Your answer should be a single number: the count of lines that include "document".

#### COLLECTED DATA:
· · ·

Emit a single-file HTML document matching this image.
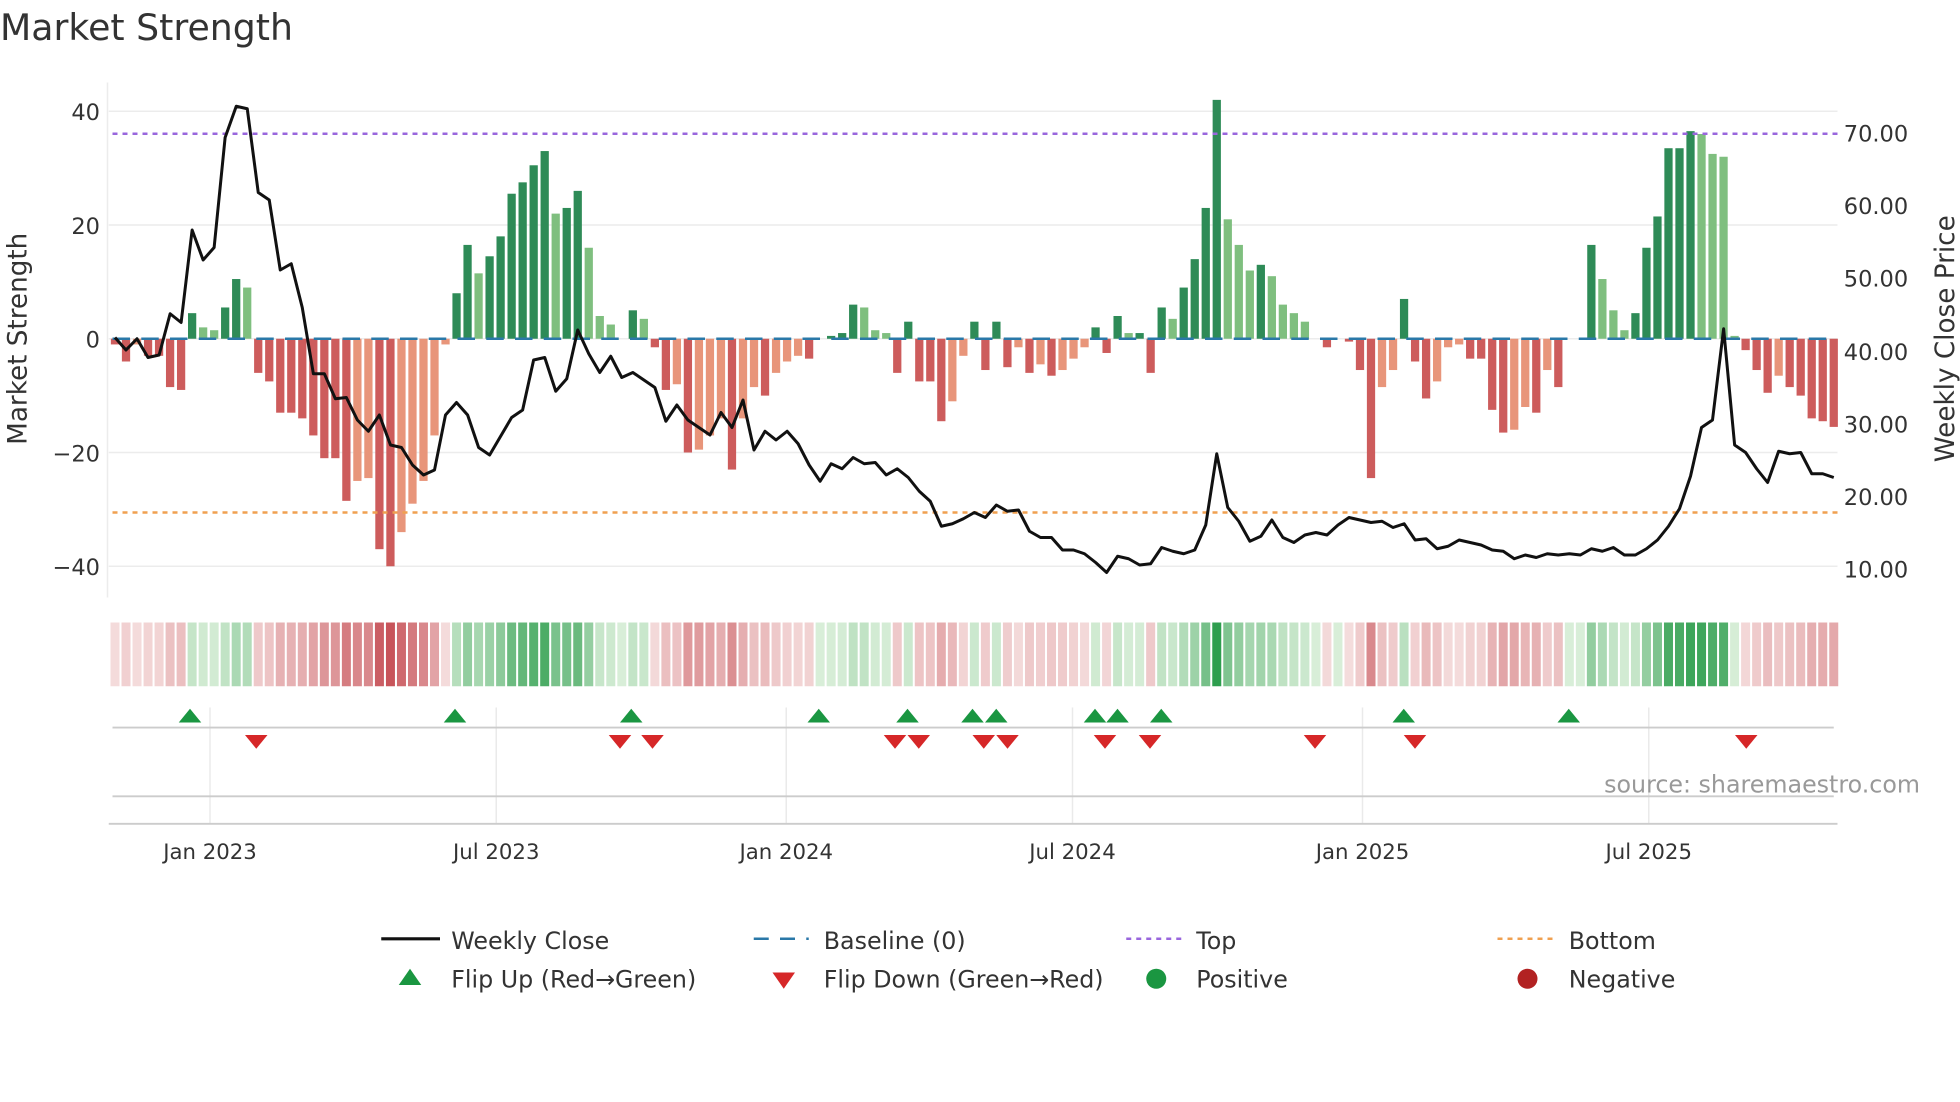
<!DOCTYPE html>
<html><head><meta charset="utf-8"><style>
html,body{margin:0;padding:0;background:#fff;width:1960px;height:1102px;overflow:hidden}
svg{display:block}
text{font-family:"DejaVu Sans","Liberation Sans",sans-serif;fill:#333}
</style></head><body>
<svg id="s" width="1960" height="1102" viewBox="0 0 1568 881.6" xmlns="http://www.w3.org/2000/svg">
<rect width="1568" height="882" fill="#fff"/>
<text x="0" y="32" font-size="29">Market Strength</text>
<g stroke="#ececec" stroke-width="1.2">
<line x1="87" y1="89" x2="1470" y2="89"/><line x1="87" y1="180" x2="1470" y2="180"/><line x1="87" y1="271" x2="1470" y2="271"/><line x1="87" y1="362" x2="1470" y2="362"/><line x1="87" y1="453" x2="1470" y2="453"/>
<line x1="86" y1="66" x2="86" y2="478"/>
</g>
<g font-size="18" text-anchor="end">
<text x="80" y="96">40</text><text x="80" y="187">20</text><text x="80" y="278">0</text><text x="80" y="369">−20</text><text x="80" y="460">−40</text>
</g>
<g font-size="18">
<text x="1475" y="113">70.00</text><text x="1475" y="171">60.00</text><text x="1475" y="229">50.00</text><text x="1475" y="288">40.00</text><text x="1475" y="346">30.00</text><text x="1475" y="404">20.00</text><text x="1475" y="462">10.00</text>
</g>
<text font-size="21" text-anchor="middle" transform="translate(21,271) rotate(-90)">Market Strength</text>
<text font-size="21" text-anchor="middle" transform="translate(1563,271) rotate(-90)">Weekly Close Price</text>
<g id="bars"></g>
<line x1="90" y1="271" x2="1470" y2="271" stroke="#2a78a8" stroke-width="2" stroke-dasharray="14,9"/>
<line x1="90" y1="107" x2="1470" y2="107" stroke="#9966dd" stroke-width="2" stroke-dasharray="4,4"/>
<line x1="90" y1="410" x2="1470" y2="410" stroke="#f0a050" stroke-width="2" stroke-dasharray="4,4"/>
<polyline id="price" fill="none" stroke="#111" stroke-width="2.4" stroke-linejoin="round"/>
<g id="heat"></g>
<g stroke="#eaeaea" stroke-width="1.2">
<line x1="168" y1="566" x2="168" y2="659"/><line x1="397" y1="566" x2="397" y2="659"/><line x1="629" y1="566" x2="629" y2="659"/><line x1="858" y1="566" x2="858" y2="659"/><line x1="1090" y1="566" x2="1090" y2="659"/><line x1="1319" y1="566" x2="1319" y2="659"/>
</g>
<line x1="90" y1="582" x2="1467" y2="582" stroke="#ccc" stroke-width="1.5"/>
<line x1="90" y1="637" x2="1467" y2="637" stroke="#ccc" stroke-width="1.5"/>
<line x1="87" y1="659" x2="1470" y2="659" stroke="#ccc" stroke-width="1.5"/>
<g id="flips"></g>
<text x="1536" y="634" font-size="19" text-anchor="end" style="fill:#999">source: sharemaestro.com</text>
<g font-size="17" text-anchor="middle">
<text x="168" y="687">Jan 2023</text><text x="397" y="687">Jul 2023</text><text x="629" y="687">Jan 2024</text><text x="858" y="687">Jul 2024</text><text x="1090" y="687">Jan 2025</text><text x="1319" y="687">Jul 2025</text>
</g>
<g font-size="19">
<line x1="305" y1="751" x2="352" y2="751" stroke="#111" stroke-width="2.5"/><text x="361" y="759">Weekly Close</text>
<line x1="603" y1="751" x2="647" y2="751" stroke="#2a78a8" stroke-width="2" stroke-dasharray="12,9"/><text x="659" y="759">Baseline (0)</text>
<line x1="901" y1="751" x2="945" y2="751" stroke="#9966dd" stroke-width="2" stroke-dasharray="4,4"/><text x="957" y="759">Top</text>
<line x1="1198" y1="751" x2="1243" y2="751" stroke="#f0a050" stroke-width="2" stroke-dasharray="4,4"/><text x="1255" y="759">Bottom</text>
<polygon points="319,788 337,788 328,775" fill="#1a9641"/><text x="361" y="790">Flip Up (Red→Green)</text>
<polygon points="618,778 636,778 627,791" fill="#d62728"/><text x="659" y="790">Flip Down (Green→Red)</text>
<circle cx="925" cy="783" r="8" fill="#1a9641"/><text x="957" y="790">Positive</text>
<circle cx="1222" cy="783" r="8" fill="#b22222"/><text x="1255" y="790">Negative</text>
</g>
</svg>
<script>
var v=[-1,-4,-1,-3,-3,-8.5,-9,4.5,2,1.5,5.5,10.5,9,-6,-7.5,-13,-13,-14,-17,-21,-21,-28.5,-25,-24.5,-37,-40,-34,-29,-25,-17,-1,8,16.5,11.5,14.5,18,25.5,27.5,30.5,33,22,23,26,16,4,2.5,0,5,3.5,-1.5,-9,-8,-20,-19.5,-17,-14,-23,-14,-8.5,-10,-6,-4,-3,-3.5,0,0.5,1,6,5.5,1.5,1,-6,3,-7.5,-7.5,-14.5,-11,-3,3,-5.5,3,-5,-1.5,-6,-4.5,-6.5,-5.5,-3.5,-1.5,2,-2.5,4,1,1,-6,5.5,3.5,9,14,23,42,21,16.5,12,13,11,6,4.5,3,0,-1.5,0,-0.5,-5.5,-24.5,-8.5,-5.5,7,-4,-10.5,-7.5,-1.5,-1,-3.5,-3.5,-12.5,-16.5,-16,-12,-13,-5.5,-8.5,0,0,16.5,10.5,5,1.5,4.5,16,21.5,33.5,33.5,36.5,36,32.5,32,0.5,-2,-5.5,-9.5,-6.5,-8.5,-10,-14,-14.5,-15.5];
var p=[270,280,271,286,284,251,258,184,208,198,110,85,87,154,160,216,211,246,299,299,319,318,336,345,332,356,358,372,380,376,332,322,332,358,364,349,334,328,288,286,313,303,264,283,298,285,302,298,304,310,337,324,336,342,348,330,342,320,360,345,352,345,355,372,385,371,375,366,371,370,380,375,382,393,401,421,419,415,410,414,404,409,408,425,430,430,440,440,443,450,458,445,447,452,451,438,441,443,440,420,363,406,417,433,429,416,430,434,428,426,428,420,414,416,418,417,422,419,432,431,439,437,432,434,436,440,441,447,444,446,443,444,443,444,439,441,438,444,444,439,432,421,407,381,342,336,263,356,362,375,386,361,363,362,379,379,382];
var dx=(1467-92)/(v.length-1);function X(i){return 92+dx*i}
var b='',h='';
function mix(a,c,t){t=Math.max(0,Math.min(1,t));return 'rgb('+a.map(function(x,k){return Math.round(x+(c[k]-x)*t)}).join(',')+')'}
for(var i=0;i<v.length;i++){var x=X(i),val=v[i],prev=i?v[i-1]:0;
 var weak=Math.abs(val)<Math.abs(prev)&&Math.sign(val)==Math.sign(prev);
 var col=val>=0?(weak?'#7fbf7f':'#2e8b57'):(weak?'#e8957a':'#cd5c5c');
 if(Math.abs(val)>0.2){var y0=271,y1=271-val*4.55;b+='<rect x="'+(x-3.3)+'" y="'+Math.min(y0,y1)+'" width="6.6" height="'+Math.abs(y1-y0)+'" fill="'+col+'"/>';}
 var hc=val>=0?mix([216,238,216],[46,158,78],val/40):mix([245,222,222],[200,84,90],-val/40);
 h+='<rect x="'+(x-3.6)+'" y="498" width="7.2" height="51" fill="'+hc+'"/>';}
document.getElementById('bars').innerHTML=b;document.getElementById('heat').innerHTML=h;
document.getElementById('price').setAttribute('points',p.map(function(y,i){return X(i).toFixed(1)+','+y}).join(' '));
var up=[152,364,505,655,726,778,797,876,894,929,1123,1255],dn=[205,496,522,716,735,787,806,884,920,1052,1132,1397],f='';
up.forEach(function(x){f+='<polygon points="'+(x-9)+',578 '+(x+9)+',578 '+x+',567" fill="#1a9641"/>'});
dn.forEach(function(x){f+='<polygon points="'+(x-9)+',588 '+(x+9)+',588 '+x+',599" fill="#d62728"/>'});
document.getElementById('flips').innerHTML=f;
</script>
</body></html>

· · ·

#### RESPONSE:
4